Directions
Transcribe the material exactly. Images do not belong in the copy.
[Start of Source data]
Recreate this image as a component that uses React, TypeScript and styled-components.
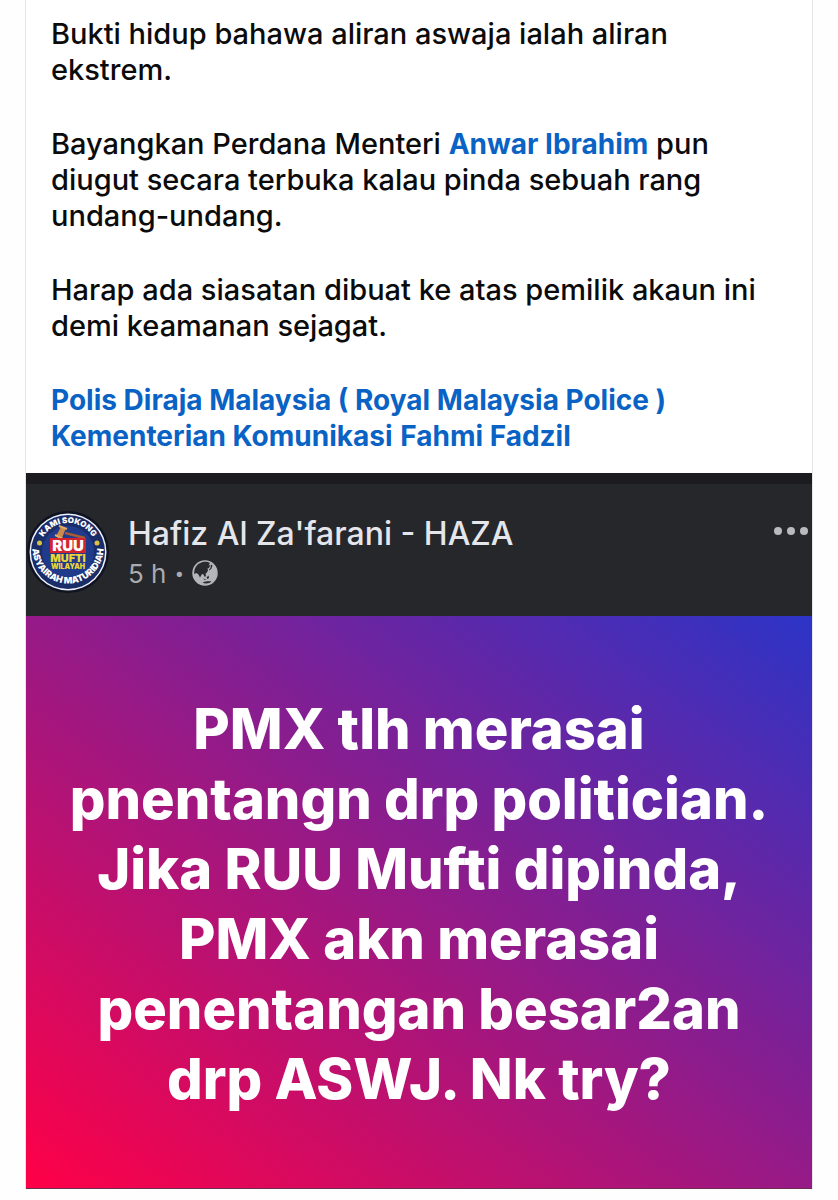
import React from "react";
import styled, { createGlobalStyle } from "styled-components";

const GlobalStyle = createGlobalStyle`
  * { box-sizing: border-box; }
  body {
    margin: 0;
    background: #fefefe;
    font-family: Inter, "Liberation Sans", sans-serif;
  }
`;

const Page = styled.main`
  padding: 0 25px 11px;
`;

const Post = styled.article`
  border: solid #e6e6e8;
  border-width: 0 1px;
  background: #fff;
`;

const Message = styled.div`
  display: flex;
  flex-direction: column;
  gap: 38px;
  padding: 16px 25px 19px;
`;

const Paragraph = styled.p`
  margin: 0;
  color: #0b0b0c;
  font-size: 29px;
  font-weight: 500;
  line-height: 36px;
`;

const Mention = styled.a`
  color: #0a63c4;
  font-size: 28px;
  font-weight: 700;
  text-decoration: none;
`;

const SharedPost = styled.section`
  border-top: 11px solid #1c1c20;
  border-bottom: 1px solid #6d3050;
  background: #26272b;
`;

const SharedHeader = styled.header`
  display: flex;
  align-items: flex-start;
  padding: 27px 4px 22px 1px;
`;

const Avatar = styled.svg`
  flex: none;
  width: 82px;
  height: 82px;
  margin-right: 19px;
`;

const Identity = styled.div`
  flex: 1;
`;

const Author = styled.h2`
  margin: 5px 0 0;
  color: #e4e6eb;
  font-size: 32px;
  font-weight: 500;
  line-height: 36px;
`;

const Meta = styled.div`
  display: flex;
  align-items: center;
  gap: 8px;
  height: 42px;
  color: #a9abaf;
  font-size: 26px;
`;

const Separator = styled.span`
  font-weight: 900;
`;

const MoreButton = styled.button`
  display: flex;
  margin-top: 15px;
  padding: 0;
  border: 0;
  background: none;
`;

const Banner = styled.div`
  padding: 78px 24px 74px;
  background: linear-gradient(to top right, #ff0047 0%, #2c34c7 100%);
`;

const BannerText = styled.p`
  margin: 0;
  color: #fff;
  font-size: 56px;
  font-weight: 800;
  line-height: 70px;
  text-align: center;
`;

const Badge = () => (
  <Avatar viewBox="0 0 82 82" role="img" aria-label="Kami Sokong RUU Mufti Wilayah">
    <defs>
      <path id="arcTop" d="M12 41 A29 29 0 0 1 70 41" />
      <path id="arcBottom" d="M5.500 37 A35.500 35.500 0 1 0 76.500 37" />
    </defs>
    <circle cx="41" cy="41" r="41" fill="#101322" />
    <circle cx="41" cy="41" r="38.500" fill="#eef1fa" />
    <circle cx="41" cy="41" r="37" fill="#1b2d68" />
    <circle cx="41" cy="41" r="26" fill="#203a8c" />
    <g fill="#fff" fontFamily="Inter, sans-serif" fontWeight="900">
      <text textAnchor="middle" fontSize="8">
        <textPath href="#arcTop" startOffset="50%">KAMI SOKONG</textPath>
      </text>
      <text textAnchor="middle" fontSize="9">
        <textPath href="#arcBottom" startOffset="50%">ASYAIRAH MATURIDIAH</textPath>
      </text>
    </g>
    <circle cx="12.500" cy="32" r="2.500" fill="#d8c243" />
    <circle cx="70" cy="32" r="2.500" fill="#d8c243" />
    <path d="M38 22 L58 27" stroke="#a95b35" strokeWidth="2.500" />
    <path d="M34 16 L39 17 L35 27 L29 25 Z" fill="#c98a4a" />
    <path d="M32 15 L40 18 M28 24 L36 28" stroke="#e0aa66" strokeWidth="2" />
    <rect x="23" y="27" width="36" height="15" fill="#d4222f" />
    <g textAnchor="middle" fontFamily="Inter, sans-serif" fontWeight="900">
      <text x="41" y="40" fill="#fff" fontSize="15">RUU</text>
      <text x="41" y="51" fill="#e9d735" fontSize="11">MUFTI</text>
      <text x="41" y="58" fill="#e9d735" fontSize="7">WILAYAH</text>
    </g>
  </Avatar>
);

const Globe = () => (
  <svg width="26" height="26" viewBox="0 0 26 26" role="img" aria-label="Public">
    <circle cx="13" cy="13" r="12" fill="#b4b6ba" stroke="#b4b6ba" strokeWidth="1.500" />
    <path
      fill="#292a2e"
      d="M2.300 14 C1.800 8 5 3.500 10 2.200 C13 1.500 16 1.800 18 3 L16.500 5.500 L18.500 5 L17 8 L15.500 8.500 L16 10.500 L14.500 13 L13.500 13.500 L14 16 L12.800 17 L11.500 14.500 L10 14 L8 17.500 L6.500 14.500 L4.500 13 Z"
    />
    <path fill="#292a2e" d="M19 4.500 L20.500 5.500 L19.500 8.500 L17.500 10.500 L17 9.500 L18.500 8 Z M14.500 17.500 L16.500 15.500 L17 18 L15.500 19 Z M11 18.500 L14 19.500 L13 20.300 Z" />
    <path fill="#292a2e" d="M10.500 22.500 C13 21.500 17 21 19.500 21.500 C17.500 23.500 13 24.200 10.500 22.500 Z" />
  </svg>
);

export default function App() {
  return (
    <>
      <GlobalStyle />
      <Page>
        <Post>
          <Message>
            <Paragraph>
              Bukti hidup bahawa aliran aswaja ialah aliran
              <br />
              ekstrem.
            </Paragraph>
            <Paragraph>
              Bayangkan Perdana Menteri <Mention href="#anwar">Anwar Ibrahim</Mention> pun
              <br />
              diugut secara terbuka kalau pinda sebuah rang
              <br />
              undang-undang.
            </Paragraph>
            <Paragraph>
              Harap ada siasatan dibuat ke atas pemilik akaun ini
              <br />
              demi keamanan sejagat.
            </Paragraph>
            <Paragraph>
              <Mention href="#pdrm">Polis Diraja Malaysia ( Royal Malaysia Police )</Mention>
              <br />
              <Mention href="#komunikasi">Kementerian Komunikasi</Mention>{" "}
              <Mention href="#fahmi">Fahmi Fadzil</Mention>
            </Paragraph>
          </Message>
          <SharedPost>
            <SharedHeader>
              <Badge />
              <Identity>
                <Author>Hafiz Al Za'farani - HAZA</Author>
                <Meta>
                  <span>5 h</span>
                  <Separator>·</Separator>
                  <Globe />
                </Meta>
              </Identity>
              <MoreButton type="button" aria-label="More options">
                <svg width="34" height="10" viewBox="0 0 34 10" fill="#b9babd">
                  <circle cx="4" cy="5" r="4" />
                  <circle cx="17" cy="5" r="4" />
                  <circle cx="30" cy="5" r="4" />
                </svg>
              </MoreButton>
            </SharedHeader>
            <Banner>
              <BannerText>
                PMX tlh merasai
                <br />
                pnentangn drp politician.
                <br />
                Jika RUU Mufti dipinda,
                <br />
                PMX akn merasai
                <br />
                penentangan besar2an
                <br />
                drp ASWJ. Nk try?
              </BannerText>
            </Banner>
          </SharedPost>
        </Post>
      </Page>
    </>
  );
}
[End of Source data]
Written solution
Recreate this image as a component that uses React, TypeScript and styled-components.
import React from "react";
import styled, { createGlobalStyle } from "styled-components";

const GlobalStyle = createGlobalStyle`
  * { box-sizing: border-box; }
  body {
    margin: 0;
    background: #fefefe;
    font-family: Inter, "Liberation Sans", sans-serif;
  }
`;

const Page = styled.main`
  padding: 0 25px 11px;
`;

const Post = styled.article`
  border: solid #e6e6e8;
  border-width: 0 1px;
  background: #fff;
`;

const Message = styled.div`
  display: flex;
  flex-direction: column;
  gap: 38px;
  padding: 16px 25px 19px;
`;

const Paragraph = styled.p`
  margin: 0;
  color: #0b0b0c;
  font-size: 29px;
  font-weight: 500;
  line-height: 36px;
`;

const Mention = styled.a`
  color: #0a63c4;
  font-size: 28px;
  font-weight: 700;
  text-decoration: none;
`;

const SharedPost = styled.section`
  border-top: 11px solid #1c1c20;
  border-bottom: 1px solid #6d3050;
  background: #26272b;
`;

const SharedHeader = styled.header`
  display: flex;
  align-items: flex-start;
  padding: 27px 4px 22px 1px;
`;

const Avatar = styled.svg`
  flex: none;
  width: 82px;
  height: 82px;
  margin-right: 19px;
`;

const Identity = styled.div`
  flex: 1;
`;

const Author = styled.h2`
  margin: 5px 0 0;
  color: #e4e6eb;
  font-size: 32px;
  font-weight: 500;
  line-height: 36px;
`;

const Meta = styled.div`
  display: flex;
  align-items: center;
  gap: 8px;
  height: 42px;
  color: #a9abaf;
  font-size: 26px;
`;

const Separator = styled.span`
  font-weight: 900;
`;

const MoreButton = styled.button`
  display: flex;
  margin-top: 15px;
  padding: 0;
  border: 0;
  background: none;
`;

const Banner = styled.div`
  padding: 78px 24px 74px;
  background: linear-gradient(to top right, #ff0047 0%, #2c34c7 100%);
`;

const BannerText = styled.p`
  margin: 0;
  color: #fff;
  font-size: 56px;
  font-weight: 800;
  line-height: 70px;
  text-align: center;
`;

const Badge = () => (
  <Avatar viewBox="0 0 82 82" role="img" aria-label="Kami Sokong RUU Mufti Wilayah">
    <defs>
      <path id="arcTop" d="M12 41 A29 29 0 0 1 70 41" />
      <path id="arcBottom" d="M5.500 37 A35.500 35.500 0 1 0 76.500 37" />
    </defs>
    <circle cx="41" cy="41" r="41" fill="#101322" />
    <circle cx="41" cy="41" r="38.500" fill="#eef1fa" />
    <circle cx="41" cy="41" r="37" fill="#1b2d68" />
    <circle cx="41" cy="41" r="26" fill="#203a8c" />
    <g fill="#fff" fontFamily="Inter, sans-serif" fontWeight="900">
      <text textAnchor="middle" fontSize="8">
        <textPath href="#arcTop" startOffset="50%">KAMI SOKONG</textPath>
      </text>
      <text textAnchor="middle" fontSize="9">
        <textPath href="#arcBottom" startOffset="50%">ASYAIRAH MATURIDIAH</textPath>
      </text>
    </g>
    <circle cx="12.500" cy="32" r="2.500" fill="#d8c243" />
    <circle cx="70" cy="32" r="2.500" fill="#d8c243" />
    <path d="M38 22 L58 27" stroke="#a95b35" strokeWidth="2.500" />
    <path d="M34 16 L39 17 L35 27 L29 25 Z" fill="#c98a4a" />
    <path d="M32 15 L40 18 M28 24 L36 28" stroke="#e0aa66" strokeWidth="2" />
    <rect x="23" y="27" width="36" height="15" fill="#d4222f" />
    <g textAnchor="middle" fontFamily="Inter, sans-serif" fontWeight="900">
      <text x="41" y="40" fill="#fff" fontSize="15">RUU</text>
      <text x="41" y="51" fill="#e9d735" fontSize="11">MUFTI</text>
      <text x="41" y="58" fill="#e9d735" fontSize="7">WILAYAH</text>
    </g>
  </Avatar>
);

const Globe = () => (
  <svg width="26" height="26" viewBox="0 0 26 26" role="img" aria-label="Public">
    <circle cx="13" cy="13" r="12" fill="#b4b6ba" stroke="#b4b6ba" strokeWidth="1.500" />
    <path
      fill="#292a2e"
      d="M2.300 14 C1.800 8 5 3.500 10 2.200 C13 1.500 16 1.800 18 3 L16.500 5.500 L18.500 5 L17 8 L15.500 8.500 L16 10.500 L14.500 13 L13.500 13.500 L14 16 L12.800 17 L11.500 14.500 L10 14 L8 17.500 L6.500 14.500 L4.500 13 Z"
    />
    <path fill="#292a2e" d="M19 4.500 L20.500 5.500 L19.500 8.500 L17.500 10.500 L17 9.500 L18.500 8 Z M14.500 17.500 L16.500 15.500 L17 18 L15.500 19 Z M11 18.500 L14 19.500 L13 20.300 Z" />
    <path fill="#292a2e" d="M10.500 22.500 C13 21.500 17 21 19.500 21.500 C17.500 23.500 13 24.200 10.500 22.500 Z" />
  </svg>
);

export default function App() {
  return (
    <>
      <GlobalStyle />
      <Page>
        <Post>
          <Message>
            <Paragraph>
              Bukti hidup bahawa aliran aswaja ialah aliran
              <br />
              ekstrem.
            </Paragraph>
            <Paragraph>
              Bayangkan Perdana Menteri <Mention href="#anwar">Anwar Ibrahim</Mention> pun
              <br />
              diugut secara terbuka kalau pinda sebuah rang
              <br />
              undang-undang.
            </Paragraph>
            <Paragraph>
              Harap ada siasatan dibuat ke atas pemilik akaun ini
              <br />
              demi keamanan sejagat.
            </Paragraph>
            <Paragraph>
              <Mention href="#pdrm">Polis Diraja Malaysia ( Royal Malaysia Police )</Mention>
              <br />
              <Mention href="#komunikasi">Kementerian Komunikasi</Mention>{" "}
              <Mention href="#fahmi">Fahmi Fadzil</Mention>
            </Paragraph>
          </Message>
          <SharedPost>
            <SharedHeader>
              <Badge />
              <Identity>
                <Author>Hafiz Al Za'farani - HAZA</Author>
                <Meta>
                  <span>5 h</span>
                  <Separator>·</Separator>
                  <Globe />
                </Meta>
              </Identity>
              <MoreButton type="button" aria-label="More options">
                <svg width="34" height="10" viewBox="0 0 34 10" fill="#b9babd">
                  <circle cx="4" cy="5" r="4" />
                  <circle cx="17" cy="5" r="4" />
                  <circle cx="30" cy="5" r="4" />
                </svg>
              </MoreButton>
            </SharedHeader>
            <Banner>
              <BannerText>
                PMX tlh merasai
                <br />
                pnentangn drp politician.
                <br />
                Jika RUU Mufti dipinda,
                <br />
                PMX akn merasai
                <br />
                penentangan besar2an
                <br />
                drp ASWJ. Nk try?
              </BannerText>
            </Banner>
          </SharedPost>
        </Post>
      </Page>
    </>
  );
}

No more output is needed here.